二〇二〇年の短篇SFの精華、十一篇
年刊日本SF傑作選、版元を竹書房へ移してからの二冊目。二〇二〇年に発表されたSF短篇から十一篇が選ばれている。
ここで言うSFとは、あくまで広義のSFだ。そもそも日本においてSFは、アメリカで成立したサイエンス・フィクションよりも広い文芸として受けとめられてきた。スペキュレイティヴもあり、幻想や奇想もあり、不条理やナンセンスもありだ。本書もその流れを継いで、さまざまな傾向の作品を含んでいる。
ジャンルに収まりきらない魅力という点で随一なのは、私小説/随想の語りのなかでSF的めぐりあわせが起きる堀晃「循環」。この作品については初出時にも書評でふれているので、そちらを参照されたい(https://www.webdoku.jp/newshz/maki/2020/09/23/120933.html)。
堀作品と肩を並べる傑作は、藤野可織「いつかたったひとつの最高のかばんで」と、勝山海百合「あれは真珠というものかしら」。前者は、行方不明になった女性(非正規雇用者)が残した大量のかばんをめぐる、日常の謎(裂け目というほどではないが胸騒ぎがする事態)を綴る。後者は、未来の学校(非人間の主人公たちがそこで出逢う)を舞台にした掌篇だが、さらりとした素描のなかに設定・物語・情緒が詰まっている。
いっぽう、SFらしいロジックにおいて出色なのは、巻頭を飾る円城塔「この小説の誕生」。いま書いている文章を機械翻訳にかけてみたら……というところからはじまるので、いかにもな展開かと思いきや、読者の予断を超えてテーマが掘りさげられていく。言語実験と本格SFの理想的な融合というべきか。
柴田勝家「クランツマンの秘仏」は、このところのSF界を風靡している「異常論文」のさきがけとなった一篇。
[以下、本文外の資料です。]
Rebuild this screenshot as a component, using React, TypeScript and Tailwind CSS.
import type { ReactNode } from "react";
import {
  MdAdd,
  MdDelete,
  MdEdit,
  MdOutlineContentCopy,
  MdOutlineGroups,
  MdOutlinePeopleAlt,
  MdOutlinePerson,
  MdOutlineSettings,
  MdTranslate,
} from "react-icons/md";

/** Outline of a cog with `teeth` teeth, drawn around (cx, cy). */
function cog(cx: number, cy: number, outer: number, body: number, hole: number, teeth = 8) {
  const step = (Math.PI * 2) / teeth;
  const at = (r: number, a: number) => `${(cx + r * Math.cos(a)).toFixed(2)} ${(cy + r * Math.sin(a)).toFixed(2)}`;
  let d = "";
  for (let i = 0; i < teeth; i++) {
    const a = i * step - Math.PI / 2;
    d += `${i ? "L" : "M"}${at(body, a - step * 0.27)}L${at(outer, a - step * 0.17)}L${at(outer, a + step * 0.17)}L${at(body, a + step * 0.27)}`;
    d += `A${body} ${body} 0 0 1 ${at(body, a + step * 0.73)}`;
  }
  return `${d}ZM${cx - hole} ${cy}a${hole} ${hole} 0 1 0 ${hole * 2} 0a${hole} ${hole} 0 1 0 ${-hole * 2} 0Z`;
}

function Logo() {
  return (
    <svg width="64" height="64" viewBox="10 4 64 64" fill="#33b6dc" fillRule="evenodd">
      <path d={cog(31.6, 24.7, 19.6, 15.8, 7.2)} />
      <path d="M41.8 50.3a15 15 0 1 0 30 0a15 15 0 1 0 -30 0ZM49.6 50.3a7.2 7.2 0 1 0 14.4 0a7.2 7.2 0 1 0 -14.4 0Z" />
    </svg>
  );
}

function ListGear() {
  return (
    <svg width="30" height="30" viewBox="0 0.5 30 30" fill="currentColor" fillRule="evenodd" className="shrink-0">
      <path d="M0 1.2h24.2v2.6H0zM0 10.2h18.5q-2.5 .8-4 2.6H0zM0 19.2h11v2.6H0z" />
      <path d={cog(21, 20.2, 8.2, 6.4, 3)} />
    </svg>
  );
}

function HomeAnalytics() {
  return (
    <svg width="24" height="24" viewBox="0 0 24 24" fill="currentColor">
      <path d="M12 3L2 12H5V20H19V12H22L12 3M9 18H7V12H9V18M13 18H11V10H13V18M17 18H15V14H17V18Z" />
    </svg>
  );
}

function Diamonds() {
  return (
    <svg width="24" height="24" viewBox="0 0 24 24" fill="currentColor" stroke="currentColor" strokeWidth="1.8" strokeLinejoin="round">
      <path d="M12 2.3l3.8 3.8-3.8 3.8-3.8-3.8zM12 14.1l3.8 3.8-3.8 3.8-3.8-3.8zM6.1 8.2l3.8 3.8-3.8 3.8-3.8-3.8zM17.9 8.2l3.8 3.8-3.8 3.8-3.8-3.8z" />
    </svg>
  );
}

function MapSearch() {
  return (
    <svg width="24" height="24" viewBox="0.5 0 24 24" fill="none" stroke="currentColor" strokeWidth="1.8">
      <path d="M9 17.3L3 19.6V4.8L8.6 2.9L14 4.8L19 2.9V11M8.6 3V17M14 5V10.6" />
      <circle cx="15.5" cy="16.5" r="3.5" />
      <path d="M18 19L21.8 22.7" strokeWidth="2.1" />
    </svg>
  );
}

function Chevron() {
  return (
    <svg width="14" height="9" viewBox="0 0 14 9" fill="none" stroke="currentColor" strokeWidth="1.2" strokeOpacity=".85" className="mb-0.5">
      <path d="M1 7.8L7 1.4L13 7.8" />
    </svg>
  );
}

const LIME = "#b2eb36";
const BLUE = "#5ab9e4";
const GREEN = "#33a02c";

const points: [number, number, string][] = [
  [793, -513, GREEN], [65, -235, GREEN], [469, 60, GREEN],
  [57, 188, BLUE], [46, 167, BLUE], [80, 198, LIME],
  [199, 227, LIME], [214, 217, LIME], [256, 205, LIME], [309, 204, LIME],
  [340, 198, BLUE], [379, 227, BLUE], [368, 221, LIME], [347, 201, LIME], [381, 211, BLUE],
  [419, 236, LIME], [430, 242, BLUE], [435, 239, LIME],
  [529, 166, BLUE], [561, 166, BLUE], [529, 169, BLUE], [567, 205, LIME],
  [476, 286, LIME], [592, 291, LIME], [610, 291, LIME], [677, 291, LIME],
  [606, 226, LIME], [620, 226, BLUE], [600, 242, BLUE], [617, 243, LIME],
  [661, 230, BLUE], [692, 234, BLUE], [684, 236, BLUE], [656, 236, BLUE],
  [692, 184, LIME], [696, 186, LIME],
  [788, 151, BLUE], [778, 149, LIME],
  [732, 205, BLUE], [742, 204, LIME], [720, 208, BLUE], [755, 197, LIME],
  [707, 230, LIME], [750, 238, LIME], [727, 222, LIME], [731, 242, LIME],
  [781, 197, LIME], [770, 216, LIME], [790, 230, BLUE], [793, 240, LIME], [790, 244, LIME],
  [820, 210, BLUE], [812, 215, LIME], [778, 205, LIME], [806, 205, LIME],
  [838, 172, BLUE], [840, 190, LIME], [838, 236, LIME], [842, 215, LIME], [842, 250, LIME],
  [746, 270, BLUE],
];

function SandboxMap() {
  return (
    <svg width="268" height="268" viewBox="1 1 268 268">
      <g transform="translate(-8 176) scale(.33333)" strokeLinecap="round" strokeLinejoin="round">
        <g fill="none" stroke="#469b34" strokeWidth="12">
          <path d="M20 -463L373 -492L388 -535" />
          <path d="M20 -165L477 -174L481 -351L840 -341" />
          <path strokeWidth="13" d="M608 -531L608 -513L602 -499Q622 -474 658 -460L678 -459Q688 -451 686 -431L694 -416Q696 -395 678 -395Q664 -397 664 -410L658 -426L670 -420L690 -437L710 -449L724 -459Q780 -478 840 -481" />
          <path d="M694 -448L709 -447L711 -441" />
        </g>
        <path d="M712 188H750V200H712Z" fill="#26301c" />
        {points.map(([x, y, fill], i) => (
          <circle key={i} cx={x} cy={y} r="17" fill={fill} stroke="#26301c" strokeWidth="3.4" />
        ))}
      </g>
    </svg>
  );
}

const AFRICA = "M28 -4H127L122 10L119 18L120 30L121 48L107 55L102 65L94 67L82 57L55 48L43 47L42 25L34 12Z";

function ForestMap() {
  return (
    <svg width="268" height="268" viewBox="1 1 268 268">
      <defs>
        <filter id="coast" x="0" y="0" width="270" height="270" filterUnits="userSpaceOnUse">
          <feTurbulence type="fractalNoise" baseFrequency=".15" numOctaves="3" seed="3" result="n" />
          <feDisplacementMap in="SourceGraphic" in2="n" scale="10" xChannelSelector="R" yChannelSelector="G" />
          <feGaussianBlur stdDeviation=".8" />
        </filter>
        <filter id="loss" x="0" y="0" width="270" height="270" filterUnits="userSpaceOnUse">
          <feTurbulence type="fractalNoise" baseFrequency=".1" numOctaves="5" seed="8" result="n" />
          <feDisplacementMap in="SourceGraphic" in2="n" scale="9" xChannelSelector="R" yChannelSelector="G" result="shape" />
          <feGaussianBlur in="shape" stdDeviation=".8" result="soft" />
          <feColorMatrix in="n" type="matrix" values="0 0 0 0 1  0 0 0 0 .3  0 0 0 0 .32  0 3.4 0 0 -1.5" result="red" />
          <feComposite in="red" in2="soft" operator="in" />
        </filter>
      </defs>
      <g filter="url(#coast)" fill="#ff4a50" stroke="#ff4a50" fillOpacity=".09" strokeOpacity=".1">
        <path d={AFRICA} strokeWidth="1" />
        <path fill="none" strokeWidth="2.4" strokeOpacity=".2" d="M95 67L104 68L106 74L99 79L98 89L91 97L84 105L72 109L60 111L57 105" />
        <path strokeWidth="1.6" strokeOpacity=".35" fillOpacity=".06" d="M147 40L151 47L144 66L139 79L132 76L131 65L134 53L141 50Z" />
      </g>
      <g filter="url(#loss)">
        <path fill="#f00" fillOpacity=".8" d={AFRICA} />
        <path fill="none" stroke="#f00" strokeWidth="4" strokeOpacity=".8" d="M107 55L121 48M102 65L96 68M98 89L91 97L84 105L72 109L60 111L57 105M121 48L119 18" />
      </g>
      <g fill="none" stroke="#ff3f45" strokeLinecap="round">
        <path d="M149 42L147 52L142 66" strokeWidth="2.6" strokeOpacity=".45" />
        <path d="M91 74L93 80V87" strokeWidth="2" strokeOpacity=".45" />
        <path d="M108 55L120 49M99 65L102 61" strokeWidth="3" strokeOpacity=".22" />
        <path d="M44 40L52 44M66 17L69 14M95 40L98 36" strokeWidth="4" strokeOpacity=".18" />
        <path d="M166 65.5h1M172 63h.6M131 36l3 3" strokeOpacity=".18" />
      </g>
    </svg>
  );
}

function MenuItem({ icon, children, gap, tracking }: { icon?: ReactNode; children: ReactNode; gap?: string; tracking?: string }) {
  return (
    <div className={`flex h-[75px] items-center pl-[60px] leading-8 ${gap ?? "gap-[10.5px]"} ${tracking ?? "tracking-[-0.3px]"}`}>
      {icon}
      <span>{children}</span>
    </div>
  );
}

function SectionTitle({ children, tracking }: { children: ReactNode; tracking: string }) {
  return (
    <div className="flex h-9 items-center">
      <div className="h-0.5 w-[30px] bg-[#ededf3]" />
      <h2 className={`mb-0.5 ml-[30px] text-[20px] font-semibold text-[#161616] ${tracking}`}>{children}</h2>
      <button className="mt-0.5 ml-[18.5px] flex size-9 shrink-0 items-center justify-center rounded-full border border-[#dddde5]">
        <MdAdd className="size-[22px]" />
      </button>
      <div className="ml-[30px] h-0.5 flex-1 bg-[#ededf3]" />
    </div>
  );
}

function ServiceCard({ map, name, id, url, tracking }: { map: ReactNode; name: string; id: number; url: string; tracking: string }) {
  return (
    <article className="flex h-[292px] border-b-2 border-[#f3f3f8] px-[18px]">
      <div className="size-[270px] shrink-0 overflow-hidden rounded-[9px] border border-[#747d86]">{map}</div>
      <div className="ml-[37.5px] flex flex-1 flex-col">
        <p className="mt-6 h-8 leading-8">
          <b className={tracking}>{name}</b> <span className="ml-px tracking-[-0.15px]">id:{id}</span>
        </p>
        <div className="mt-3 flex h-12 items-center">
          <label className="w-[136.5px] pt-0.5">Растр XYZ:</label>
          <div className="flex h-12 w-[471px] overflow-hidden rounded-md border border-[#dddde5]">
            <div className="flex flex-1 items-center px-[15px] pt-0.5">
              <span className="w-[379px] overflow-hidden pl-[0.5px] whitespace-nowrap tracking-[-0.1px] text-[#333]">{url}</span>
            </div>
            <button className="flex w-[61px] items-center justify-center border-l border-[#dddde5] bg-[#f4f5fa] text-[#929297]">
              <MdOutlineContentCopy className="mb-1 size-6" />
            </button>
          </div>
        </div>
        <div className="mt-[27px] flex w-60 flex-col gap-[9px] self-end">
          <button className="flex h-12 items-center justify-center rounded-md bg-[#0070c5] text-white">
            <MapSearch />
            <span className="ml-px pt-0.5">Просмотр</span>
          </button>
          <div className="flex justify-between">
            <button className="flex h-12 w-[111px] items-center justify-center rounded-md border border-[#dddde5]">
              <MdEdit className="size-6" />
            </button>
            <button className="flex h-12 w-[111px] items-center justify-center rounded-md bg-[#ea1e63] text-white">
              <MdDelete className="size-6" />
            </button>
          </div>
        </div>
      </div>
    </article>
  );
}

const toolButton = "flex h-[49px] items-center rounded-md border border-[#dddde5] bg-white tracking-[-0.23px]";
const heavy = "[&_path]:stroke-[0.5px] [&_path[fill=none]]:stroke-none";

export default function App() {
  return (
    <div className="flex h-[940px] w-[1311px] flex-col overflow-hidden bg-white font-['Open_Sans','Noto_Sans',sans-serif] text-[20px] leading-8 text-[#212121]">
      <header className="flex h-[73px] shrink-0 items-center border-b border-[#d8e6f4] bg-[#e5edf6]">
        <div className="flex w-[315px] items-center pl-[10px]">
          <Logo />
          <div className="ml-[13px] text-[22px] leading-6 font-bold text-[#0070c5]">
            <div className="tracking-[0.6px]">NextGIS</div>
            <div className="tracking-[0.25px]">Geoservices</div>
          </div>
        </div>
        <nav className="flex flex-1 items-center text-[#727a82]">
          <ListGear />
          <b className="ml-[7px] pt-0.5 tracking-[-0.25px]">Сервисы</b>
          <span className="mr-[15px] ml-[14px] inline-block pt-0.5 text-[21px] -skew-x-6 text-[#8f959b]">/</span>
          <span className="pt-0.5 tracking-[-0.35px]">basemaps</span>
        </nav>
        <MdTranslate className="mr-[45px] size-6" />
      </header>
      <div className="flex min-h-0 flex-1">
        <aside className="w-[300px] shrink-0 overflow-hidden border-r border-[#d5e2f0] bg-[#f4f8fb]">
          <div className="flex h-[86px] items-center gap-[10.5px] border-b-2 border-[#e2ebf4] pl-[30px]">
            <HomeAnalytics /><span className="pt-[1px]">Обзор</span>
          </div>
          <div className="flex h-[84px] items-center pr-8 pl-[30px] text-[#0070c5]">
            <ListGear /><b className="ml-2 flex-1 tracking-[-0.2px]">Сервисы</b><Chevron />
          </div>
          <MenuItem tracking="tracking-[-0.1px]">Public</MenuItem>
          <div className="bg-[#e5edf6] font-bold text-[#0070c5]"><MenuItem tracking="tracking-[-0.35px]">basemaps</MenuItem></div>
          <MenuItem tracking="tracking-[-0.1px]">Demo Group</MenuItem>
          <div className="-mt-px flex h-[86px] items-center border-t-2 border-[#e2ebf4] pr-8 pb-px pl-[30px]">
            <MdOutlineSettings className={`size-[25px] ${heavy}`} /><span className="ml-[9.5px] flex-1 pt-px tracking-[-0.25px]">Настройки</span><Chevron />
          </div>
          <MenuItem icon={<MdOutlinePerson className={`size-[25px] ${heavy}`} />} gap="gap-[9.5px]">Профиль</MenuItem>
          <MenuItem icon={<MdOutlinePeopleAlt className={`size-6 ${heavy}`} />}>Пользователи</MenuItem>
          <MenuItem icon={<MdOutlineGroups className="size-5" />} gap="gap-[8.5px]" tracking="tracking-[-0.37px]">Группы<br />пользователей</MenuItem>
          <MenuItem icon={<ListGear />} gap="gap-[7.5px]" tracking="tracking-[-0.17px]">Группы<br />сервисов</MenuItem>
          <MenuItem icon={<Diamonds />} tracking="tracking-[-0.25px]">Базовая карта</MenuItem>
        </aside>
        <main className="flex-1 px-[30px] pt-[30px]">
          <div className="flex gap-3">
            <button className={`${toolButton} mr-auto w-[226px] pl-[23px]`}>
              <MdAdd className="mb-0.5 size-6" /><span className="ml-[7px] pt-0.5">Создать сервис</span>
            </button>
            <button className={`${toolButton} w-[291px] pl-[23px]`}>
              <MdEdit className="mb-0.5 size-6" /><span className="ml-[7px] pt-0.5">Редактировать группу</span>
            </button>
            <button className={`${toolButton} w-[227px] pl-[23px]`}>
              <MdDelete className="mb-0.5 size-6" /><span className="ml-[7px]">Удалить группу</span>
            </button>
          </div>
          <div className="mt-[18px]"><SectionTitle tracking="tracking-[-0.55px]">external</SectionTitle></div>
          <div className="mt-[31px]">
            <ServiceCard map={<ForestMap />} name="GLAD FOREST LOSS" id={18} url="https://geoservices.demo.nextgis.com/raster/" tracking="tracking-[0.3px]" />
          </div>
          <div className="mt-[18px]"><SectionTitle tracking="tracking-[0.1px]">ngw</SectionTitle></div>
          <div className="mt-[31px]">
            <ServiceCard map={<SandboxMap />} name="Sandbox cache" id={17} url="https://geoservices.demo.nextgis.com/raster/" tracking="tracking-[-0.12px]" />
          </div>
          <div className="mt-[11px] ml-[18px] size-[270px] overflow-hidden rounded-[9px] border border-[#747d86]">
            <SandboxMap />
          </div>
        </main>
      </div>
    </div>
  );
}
「信仰が質量を持つ」を検証する実験報告である。
柞刈湯葉「人間たちの話」は、著者の第一短篇集の表題作。ひねりのきいたファーストコンタクトもの。道具立てを基準にすれば、本書のなかでもっともSFらしいSFだ。
それに対する奇想系の代表が、三方行成「どんでんを返却する」。小説ではしばしば”どんでん返し”の趣向が用いられるが、この作品はそれをあえて字義どおり(字面どおり?)捉えて、主人公が延滞寸前の”どんでん”を返却すべく努力する。
ホラー系――というよりイヤSF系というべきかも――が三篇。牧野修「馬鹿な奴から死んでいく」は異常設定/スプラッタが全開、斜線堂有紀「本の背骨が最後に残る」は『華氏451度』からひとまわりしたディストピア的な寓話、麦原遼「それでもわたしは永遠に働きたい」は大脳ネット直結の未来でワーカホリックが爆走する。どの作品も、胃がダメージを受けるほどの強烈なインパクトがある。
伴名練「全てのアイドルが老いない世界」は、二百年にわたってファンを魅了してきた二人組アイドルが「普通の人類に戻ります」と言って解散して、七十年後の顛末が語られる。その設定だけ聞くとまるでギャグSFだが、この作者らしく練りあげられた設定を背景に、登場人物間の哀切な葛藤が浮き彫りになる。こちらは心臓にダメージがくる読後感だ。